Si les systèmes politiques paraissent vaciller de par le monde aujourd’hui, c’est bien parce qu’ils ont perdu leur socle de soutien des classes moyennes. Or cette majorité silencieuse qui est le socle de notre démocratie est la grande perdante des réformes du quinquennat Macron, de manière directe ou relative par comparaison avec les classes riches. Examinons par exemple les réformes du marché du travail, de la formation et de l’assurance chômage, dites de flexisécurité. Peuvent-elles amortir la tendance à la polarisation de l’emploi avec une montée en puissance, d’un côté, des emplois de basse qualification et très haute qualification, et de l’autre la disparition des emplois intermédiaires (une polarisation qui a détruit l’ascenseur social pour les classes moyennes) ? L’OCDE vient d’étudier le délitement relatif des emplois intermédiaires. Deux pays justement figurent en position haute dans ce phénomène de délitement : le Danemark et la Suède, deux modèles de flexisécurité qui ont sciemment sacrifié leur classe moyenne.
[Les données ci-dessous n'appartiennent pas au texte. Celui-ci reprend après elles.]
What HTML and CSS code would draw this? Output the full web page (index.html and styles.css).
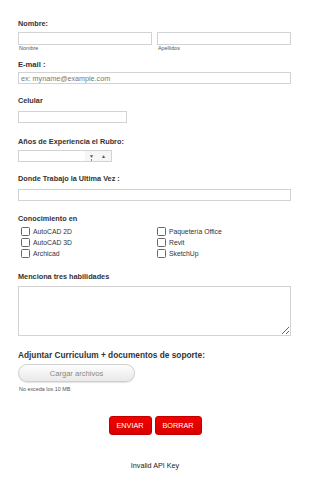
FILE: index.html
```html
<!DOCTYPE html>
<html lang="es">
<head>
    <meta charset="UTF-8">
    <meta name="viewport" content="width=device-width, initial-scale=1.0">
    <link rel="stylesheet" href="styles.css">
    <title>Formulario</title>
</head>
<body>
    <form class="form-container">
        <div class="field field-name">
            <label class="label">Nombre:</label>
            <div class="name-row">
                <div class="name-col">
                    <input type="text" class="input">
                    <span class="sublabel">Nombre</span>
                </div>
                <div class="name-col">
                    <input type="text" class="input">
                    <span class="sublabel">Apellidos</span>
                </div>
            </div>
        </div>

        <div class="field field-email">
            <label class="label">E-mail :</label>
            <input type="email" class="input" placeholder="ex: myname@example.com">
        </div>

        <div class="field field-phone">
            <label class="label">Celular</label>
            <input type="tel" class="input input-phone">
        </div>

        <div class="field field-years">
            <label class="label">Años de Experiencia el Rubro:</label>
            <div class="number-box">
                <input type="text" class="number-input">
                <span class="spinner"><span class="spin-down">&#9660;</span><span class="spin-up">&#9650;</span></span>
            </div>
        </div>

        <div class="field field-last">
            <label class="label">Donde Trabajo la Ultima Vez :</label>
            <input type="text" class="input">
        </div>

        <div class="field field-skills">
            <label class="label">Conocimiento en</label>
            <div class="check-grid">
                <label class="check"><input type="checkbox" class="check-box"> AutoCAD 2D</label>
                <label class="check"><input type="checkbox" class="check-box"> Paquetería Office</label>
                <label class="check"><input type="checkbox" class="check-box"> AutoCAD 3D</label>
                <label class="check"><input type="checkbox" class="check-box"> Revit</label>
                <label class="check"><input type="checkbox" class="check-box"> Archicad</label>
                <label class="check"><input type="checkbox" class="check-box"> SketchUp</label>
            </div>
        </div>

        <div class="field field-abilities">
            <label class="label">Menciona tres habilidades</label>
            <textarea class="textarea"></textarea>
        </div>

        <div class="field field-upload">
            <label class="label label-upload">Adjuntar Curriculum + documentos de soporte:</label>
            <button type="button" class="upload-btn">Cargar archivos</button>
            <span class="sublabel">No exceda los 10 MB</span>
        </div>

        <div class="actions">
            <button type="submit" class="red-btn btn-send">ENVIAR</button>
            <button type="reset" class="red-btn btn-clear">BORRAR</button>
        </div>

        <p class="api-msg">Invalid API Key</p>
    </form>
</body>
</html>
```

FILE: styles.css
```css
body {
    font-family: 'Liberation Sans', Arial, sans-serif;
    margin: 0;
    padding: 0;
    background-color: #fff;
    color: #333;
}

.form-container {
    padding: 19px 19px 0 18px;
    width: 273px;
}

.field {
    display: flex;
    flex-direction: column;
}

.label {
    display: block;
    font-weight: bold;
    font-size: 7.3px;
    line-height: 10px;
    color: #333;
}

.label-upload {
    font-size: 8.3px;
}

.field-name .label { margin-bottom: 3px; }
.field-email { margin-top: 8px; }
.field-email .label { margin-bottom: 2px; font-size: 7.6px; }
.field-phone { margin-top: 12px; }
.field-phone .label { margin-bottom: 5px; }
.field-years { margin-top: 14px; }
.field-years .label { margin-bottom: 3px; }
.field-last { margin-top: 12px; }
.field-last .label { margin-bottom: 5px; }
.field-skills { margin-top: 13px; }
.field-abilities { margin-top: 13px; }
.field-abilities .label { margin-bottom: 4px; }
.field-upload { margin-top: 14px; }
.field-upload .label { margin-bottom: 4px; }

.input {
    box-sizing: border-box;
    width: 100%;
    height: 12px;
    margin: 0;
    padding: 0 2px;
    border: 1px solid #d3d3d3;
    border-radius: 0;
    background: #fff;
    font-family: inherit;
    font-size: 7.2px;
    color: #333;
    outline: none;
}

.input::placeholder {
    color: #777;
}

.field-name .input { height: 13px; }

.input-phone {
    width: 109px;
}

.name-row {
    display: flex;
    gap: 5px;
}

.name-col {
    flex: 1;
    display: flex;
    flex-direction: column;
}

.sublabel {
    display: block;
    font-size: 5.4px;
    line-height: 7px;
    color: #555;
    padding-left: 1px;
}

.number-box {
    box-sizing: border-box;
    display: flex;
    width: 94px;
    height: 12px;
    border: 1px solid #d3d3d3;
    background: #fff;
}

.number-input {
    flex: 1;
    min-width: 0;
    border: none;
    padding: 0;
    outline: none;
}

.spinner {
    display: flex;
    align-items: center;
    gap: 7px;
    padding: 0 5px 0 4px;
    font-size: 5px;
    line-height: 5px;
    color: #555;
    background: #f6f6f6;
}

.spin-down {
    position: relative;
}

.spin-down::after {
    content: "";
    position: absolute;
    left: 2px;
    top: 5px;
    width: 1px;
    height: 2px;
    background: #888;
}

.check-grid {
    display: grid;
    grid-template-columns: 136px 1fr;
    margin-top: 2px;
}

.check {
    display: flex;
    align-items: center;
    height: 11px;
    padding-left: 3px;
    font-size: 6.8px;
    color: #333;
}

.check-box {
    appearance: none;
    -webkit-appearance: none;
    box-sizing: border-box;
    width: 9px;
    height: 9px;
    margin: 0 3px 0 0;
    border: 1px solid #666;
    border-radius: 1.5px;
    background: #fff;
}

.textarea {
    box-sizing: border-box;
    width: 100%;
    height: 50px;
    margin: 0;
    border: 1px solid #d3d3d3;
    border-radius: 0;
    resize: both;
    outline: none;
}

.upload-btn {
    box-sizing: border-box;
    width: 117px;
    height: 18px;
    margin-bottom: 4px;
    border: 1px solid #d0d0d0;
    border-radius: 9px;
    background: linear-gradient(#fdfdfd, #e9e9e9);
    box-shadow: 0 1px 1px rgba(0, 0, 0, 0.12);
    font-family: inherit;
    font-size: 7.6px;
    color: #888;
    cursor: pointer;
}

.actions {
    display: flex;
    justify-content: center;
    gap: 3px;
    margin: 23px -19px 0 -18px;
}

.red-btn {
    box-sizing: border-box;
    height: 19px;
    padding: 0;
    border: 1px solid #c20000;
    border-radius: 3px;
    background: linear-gradient(#f40000, #d80000);
    color: #fff;
    font-family: inherit;
    font-size: 7.3px;
    cursor: pointer;
}

.btn-send { width: 43px; }
.btn-clear { width: 47px; }

.api-msg {
    margin: 26px -19px 0 -18px;
    text-align: center;
    font-size: 7.2px;
    line-height: 10px;
    color: #222;
}
```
Force est de reconnaitre qu’il n’y a pas d’exemples probants de flexisécurité ayant profité à une classe moyenne : par ailleurs, la classe moyenne française est bien éduquée, très bien formée, et n’a pas besoin des vastes plans de formation promis par le nouveau gouvernement.

Mais le nœud gordien dans le traitement des classes moyennes se situe principalement au niveau de la fiscalité. Le remplacement des cotisations salariales par une hausse de la CSG représente un gain de pouvoir d’achat net de 1,5% jusqu’à 13 076 euros de salaire annuel brut, qui décroit ensuite pour devenir une perte nette au-delà de 33 000 euros. La classe moyenne supérieure sera donc directement perdante et le reste de la classe moyenne ne profitera guère de la mesure. S’agissant de la classe moyenne retraitée, via la hausse de la CSG elle verra son pouvoir d’achat entamée de 1,7% puisqu’au-delà de 1 198 euros de retraite mensuelle, la réforme a un impact négatif. Les haut patrimoines et classes supérieures vont bénéficier de la fin de l’ISF sur les actifs mobiliers et la simplification de la fiscalité du capital, alors que la classe moyenne, elle, ne possède pas massivement des actions comme les plus riches et au contraire souffrira du fait de la structure de son patrimoine : ce dernier est en effet massivement immobilier, comprend de l’immobilier locatif, des PEL ou de l’assurance vie. Or ces produits verront tous leur fiscalité s’alourdir l’an prochain : si la réforme du PFU est présentée comme un jeu à somme nulle, les classes moyennes sont perdantes dans les détails du fait de leur appétence pour l’immobilier. Ses revenus fonciers ne seront pas traités aussi favorablement que les actions et les risques de requalification à l’IFI ne sont pas négligeables : avec une administration fiscale désormais dédiée à l’estimation plus précise des biens immobiliers ; certains agriculteurs et ménages parisiens ayant vu la valeur de leur foncier et immobilier tripler au cours des dernières années seront victimes de cet impôt. La vision fantasmée du pouvoir, celle de classes moyennes qui réalloueraient leur épargne aux start up, est une pure vue de l’esprit du fait des rendements quasi nuls du capital risque en France.

Si la révolution fiscale macronienne privilégie la classe aisée au détriment des classes moyennes, ces dernières devraient aussi être les perdantes des modestes ajustements de l’Etat providence que ce nouveau pouvoir tente timidement de mettre en place. On notera par exemple que les fonctionnaires appartiennent presque tous à cette classe moyenne et subiront le poids des ajustements budgétaires. De même, la réorientation de la politique du logement, voire de la politique familiale, devraient préserver les plus modestes et faire porter le poids de l’ajustement sur les classes moyennes ; étant entendu que les classes aisées elles n’ont pas vraiment besoin de l’Etat providence. Toutes les réflexions sur les allocations familiales ou la dégressivité des assurance chômage sont à terme autant de menaces pour les classes moyennes.

S’il y a d’incontestables réussites financières et entrepreneuriales en France (cette France qui gagne que Macron entend défendre) il y a aussi de plus en plus de pauvres – 8,9 millions, en 2016 – et prise en étau entre les deux, la classe moyenne semble inexorablement s’amenuiser, se paupériser. Faut-il donc prévoir sa disparition sous le quinquennat Macron ? N’est-elle pas d’ailleurs dans l’intérêt du pouvoir actuel ? Le délitement de la classe moyenne, entre paupérisation et constitution d’une classe créative des centres métropolitains, créerait une géographie électorale très favorable au parti présidentiel, rejetant les classes les plus modestes aux extrêmes et brisant toute opposition. Dans le maintien courageux d’une classe moyenne forte et ambitieuse, se noue peut-être le résultat des prochaines échéances électorales, si une nouvelle force politique devait s’en faire le porte-parole.